**Work to complete**
Reproduce the listing below without changes, except that pictures are left out.

**Raw data**
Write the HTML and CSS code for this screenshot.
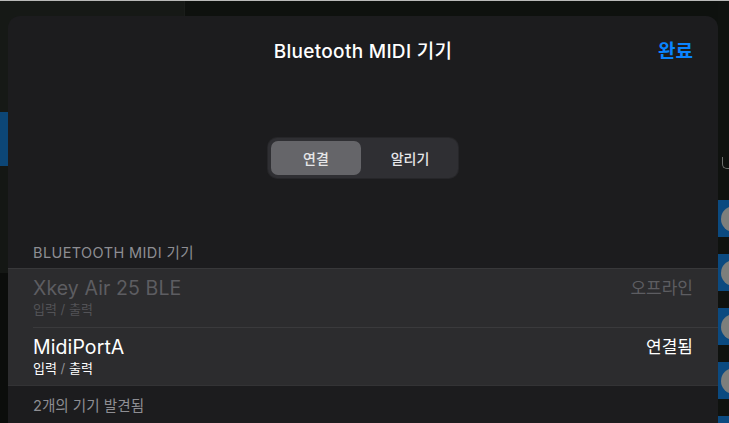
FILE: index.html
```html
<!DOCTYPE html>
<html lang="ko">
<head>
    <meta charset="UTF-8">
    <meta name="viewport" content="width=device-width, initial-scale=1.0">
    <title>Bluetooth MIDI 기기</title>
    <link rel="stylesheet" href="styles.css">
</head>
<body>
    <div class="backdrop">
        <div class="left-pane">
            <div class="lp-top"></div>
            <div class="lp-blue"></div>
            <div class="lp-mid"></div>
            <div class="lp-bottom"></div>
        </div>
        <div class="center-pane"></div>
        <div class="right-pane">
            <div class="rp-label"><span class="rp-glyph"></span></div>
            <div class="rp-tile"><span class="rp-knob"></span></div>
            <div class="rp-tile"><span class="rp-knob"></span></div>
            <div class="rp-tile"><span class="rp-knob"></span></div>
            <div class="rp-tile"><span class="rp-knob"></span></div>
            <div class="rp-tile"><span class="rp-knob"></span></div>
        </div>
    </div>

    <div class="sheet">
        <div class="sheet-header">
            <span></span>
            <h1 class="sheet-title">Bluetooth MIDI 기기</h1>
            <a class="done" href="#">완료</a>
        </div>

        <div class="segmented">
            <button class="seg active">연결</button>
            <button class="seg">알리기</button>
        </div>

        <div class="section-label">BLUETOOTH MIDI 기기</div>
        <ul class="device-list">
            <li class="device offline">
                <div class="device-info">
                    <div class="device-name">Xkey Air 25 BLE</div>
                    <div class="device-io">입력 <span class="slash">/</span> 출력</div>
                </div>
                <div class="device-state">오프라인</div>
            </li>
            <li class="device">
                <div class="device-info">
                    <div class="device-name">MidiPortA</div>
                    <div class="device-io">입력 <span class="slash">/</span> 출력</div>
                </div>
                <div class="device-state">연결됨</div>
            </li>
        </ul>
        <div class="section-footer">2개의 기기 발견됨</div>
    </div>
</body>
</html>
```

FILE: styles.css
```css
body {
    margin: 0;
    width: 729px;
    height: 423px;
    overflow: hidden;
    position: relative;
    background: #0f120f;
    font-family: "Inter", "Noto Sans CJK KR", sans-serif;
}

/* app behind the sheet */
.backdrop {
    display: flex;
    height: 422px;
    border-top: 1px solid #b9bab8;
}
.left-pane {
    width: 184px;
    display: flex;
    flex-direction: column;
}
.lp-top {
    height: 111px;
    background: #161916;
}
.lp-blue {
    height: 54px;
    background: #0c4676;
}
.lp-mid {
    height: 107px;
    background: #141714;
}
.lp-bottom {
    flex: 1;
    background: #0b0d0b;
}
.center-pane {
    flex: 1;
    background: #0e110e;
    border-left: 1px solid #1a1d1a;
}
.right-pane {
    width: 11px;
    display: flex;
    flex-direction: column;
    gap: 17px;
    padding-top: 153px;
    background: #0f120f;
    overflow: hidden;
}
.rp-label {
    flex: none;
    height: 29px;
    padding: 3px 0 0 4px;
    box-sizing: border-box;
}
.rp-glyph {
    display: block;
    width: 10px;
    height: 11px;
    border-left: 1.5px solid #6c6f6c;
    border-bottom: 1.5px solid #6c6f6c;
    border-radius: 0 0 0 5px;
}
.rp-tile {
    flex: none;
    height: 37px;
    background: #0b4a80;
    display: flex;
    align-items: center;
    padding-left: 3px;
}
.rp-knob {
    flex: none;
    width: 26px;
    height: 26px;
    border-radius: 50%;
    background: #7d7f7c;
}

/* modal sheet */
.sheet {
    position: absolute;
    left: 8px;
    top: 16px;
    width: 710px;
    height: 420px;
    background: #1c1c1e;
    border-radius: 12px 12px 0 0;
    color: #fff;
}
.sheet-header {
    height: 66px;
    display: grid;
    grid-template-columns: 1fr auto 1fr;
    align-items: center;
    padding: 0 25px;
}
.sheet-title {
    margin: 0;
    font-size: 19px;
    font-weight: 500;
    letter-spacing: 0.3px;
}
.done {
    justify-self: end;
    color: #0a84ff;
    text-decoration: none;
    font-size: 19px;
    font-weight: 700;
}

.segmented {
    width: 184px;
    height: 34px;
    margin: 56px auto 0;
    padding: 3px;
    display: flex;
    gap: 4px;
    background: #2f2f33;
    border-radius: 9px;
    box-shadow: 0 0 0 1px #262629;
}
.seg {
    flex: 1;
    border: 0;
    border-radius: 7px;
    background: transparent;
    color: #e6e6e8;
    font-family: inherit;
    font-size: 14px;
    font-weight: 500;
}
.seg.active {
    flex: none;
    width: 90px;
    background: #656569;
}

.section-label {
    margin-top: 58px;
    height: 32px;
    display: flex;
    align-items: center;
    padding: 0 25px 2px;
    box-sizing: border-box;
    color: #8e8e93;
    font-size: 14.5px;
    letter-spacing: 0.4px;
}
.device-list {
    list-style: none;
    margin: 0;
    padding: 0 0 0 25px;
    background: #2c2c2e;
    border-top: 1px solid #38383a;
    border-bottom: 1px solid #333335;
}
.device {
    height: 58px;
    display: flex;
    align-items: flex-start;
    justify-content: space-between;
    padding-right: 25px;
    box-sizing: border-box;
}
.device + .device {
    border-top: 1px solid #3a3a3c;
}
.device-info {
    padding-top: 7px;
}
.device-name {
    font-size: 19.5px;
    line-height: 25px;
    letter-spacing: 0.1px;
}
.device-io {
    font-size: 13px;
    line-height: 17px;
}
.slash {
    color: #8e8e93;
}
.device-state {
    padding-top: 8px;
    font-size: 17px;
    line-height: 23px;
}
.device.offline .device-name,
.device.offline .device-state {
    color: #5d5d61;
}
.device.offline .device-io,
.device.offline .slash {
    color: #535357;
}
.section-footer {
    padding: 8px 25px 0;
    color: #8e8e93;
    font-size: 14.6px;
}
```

**Answer to the problem**
Write the HTML and CSS code for this screenshot.
FILE: index.html
```html
<!DOCTYPE html>
<html lang="ko">
<head>
    <meta charset="UTF-8">
    <meta name="viewport" content="width=device-width, initial-scale=1.0">
    <title>Bluetooth MIDI 기기</title>
    <link rel="stylesheet" href="styles.css">
</head>
<body>
    <div class="backdrop">
        <div class="left-pane">
            <div class="lp-top"></div>
            <div class="lp-blue"></div>
            <div class="lp-mid"></div>
            <div class="lp-bottom"></div>
        </div>
        <div class="center-pane"></div>
        <div class="right-pane">
            <div class="rp-label"><span class="rp-glyph"></span></div>
            <div class="rp-tile"><span class="rp-knob"></span></div>
            <div class="rp-tile"><span class="rp-knob"></span></div>
            <div class="rp-tile"><span class="rp-knob"></span></div>
            <div class="rp-tile"><span class="rp-knob"></span></div>
            <div class="rp-tile"><span class="rp-knob"></span></div>
        </div>
    </div>

    <div class="sheet">
        <div class="sheet-header">
            <span></span>
            <h1 class="sheet-title">Bluetooth MIDI 기기</h1>
            <a class="done" href="#">완료</a>
        </div>

        <div class="segmented">
            <button class="seg active">연결</button>
            <button class="seg">알리기</button>
        </div>

        <div class="section-label">BLUETOOTH MIDI 기기</div>
        <ul class="device-list">
            <li class="device offline">
                <div class="device-info">
                    <div class="device-name">Xkey Air 25 BLE</div>
                    <div class="device-io">입력 <span class="slash">/</span> 출력</div>
                </div>
                <div class="device-state">오프라인</div>
            </li>
            <li class="device">
                <div class="device-info">
                    <div class="device-name">MidiPortA</div>
                    <div class="device-io">입력 <span class="slash">/</span> 출력</div>
                </div>
                <div class="device-state">연결됨</div>
            </li>
        </ul>
        <div class="section-footer">2개의 기기 발견됨</div>
    </div>
</body>
</html>
```

FILE: styles.css
```css
body {
    margin: 0;
    width: 729px;
    height: 423px;
    overflow: hidden;
    position: relative;
    background: #0f120f;
    font-family: "Inter", "Noto Sans CJK KR", sans-serif;
}

/* app behind the sheet */
.backdrop {
    display: flex;
    height: 422px;
    border-top: 1px solid #b9bab8;
}
.left-pane {
    width: 184px;
    display: flex;
    flex-direction: column;
}
.lp-top {
    height: 111px;
    background: #161916;
}
.lp-blue {
    height: 54px;
    background: #0c4676;
}
.lp-mid {
    height: 107px;
    background: #141714;
}
.lp-bottom {
    flex: 1;
    background: #0b0d0b;
}
.center-pane {
    flex: 1;
    background: #0e110e;
    border-left: 1px solid #1a1d1a;
}
.right-pane {
    width: 11px;
    display: flex;
    flex-direction: column;
    gap: 17px;
    padding-top: 153px;
    background: #0f120f;
    overflow: hidden;
}
.rp-label {
    flex: none;
    height: 29px;
    padding: 3px 0 0 4px;
    box-sizing: border-box;
}
.rp-glyph {
    display: block;
    width: 10px;
    height: 11px;
    border-left: 1.5px solid #6c6f6c;
    border-bottom: 1.5px solid #6c6f6c;
    border-radius: 0 0 0 5px;
}
.rp-tile {
    flex: none;
    height: 37px;
    background: #0b4a80;
    display: flex;
    align-items: center;
    padding-left: 3px;
}
.rp-knob {
    flex: none;
    width: 26px;
    height: 26px;
    border-radius: 50%;
    background: #7d7f7c;
}

/* modal sheet */
.sheet {
    position: absolute;
    left: 8px;
    top: 16px;
    width: 710px;
    height: 420px;
    background: #1c1c1e;
    border-radius: 12px 12px 0 0;
    color: #fff;
}
.sheet-header {
    height: 66px;
    display: grid;
    grid-template-columns: 1fr auto 1fr;
    align-items: center;
    padding: 0 25px;
}
.sheet-title {
    margin: 0;
    font-size: 19px;
    font-weight: 500;
    letter-spacing: 0.3px;
}
.done {
    justify-self: end;
    color: #0a84ff;
    text-decoration: none;
    font-size: 19px;
    font-weight: 700;
}

.segmented {
    width: 184px;
    height: 34px;
    margin: 56px auto 0;
    padding: 3px;
    display: flex;
    gap: 4px;
    background: #2f2f33;
    border-radius: 9px;
    box-shadow: 0 0 0 1px #262629;
}
.seg {
    flex: 1;
    border: 0;
    border-radius: 7px;
    background: transparent;
    color: #e6e6e8;
    font-family: inherit;
    font-size: 14px;
    font-weight: 500;
}
.seg.active {
    flex: none;
    width: 90px;
    background: #656569;
}

.section-label {
    margin-top: 58px;
    height: 32px;
    display: flex;
    align-items: center;
    padding: 0 25px 2px;
    box-sizing: border-box;
    color: #8e8e93;
    font-size: 14.5px;
    letter-spacing: 0.4px;
}
.device-list {
    list-style: none;
    margin: 0;
    padding: 0 0 0 25px;
    background: #2c2c2e;
    border-top: 1px solid #38383a;
    border-bottom: 1px solid #333335;
}
.device {
    height: 58px;
    display: flex;
    align-items: flex-start;
    justify-content: space-between;
    padding-right: 25px;
    box-sizing: border-box;
}
.device + .device {
    border-top: 1px solid #3a3a3c;
}
.device-info {
    padding-top: 7px;
}
.device-name {
    font-size: 19.5px;
    line-height: 25px;
    letter-spacing: 0.1px;
}
.device-io {
    font-size: 13px;
    line-height: 17px;
}
.slash {
    color: #8e8e93;
}
.device-state {
    padding-top: 8px;
    font-size: 17px;
    line-height: 23px;
}
.device.offline .device-name,
.device.offline .device-state {
    color: #5d5d61;
}
.device.offline .device-io,
.device.offline .slash {
    color: #535357;
}
.section-footer {
    padding: 8px 25px 0;
    color: #8e8e93;
    font-size: 14.6px;
}
```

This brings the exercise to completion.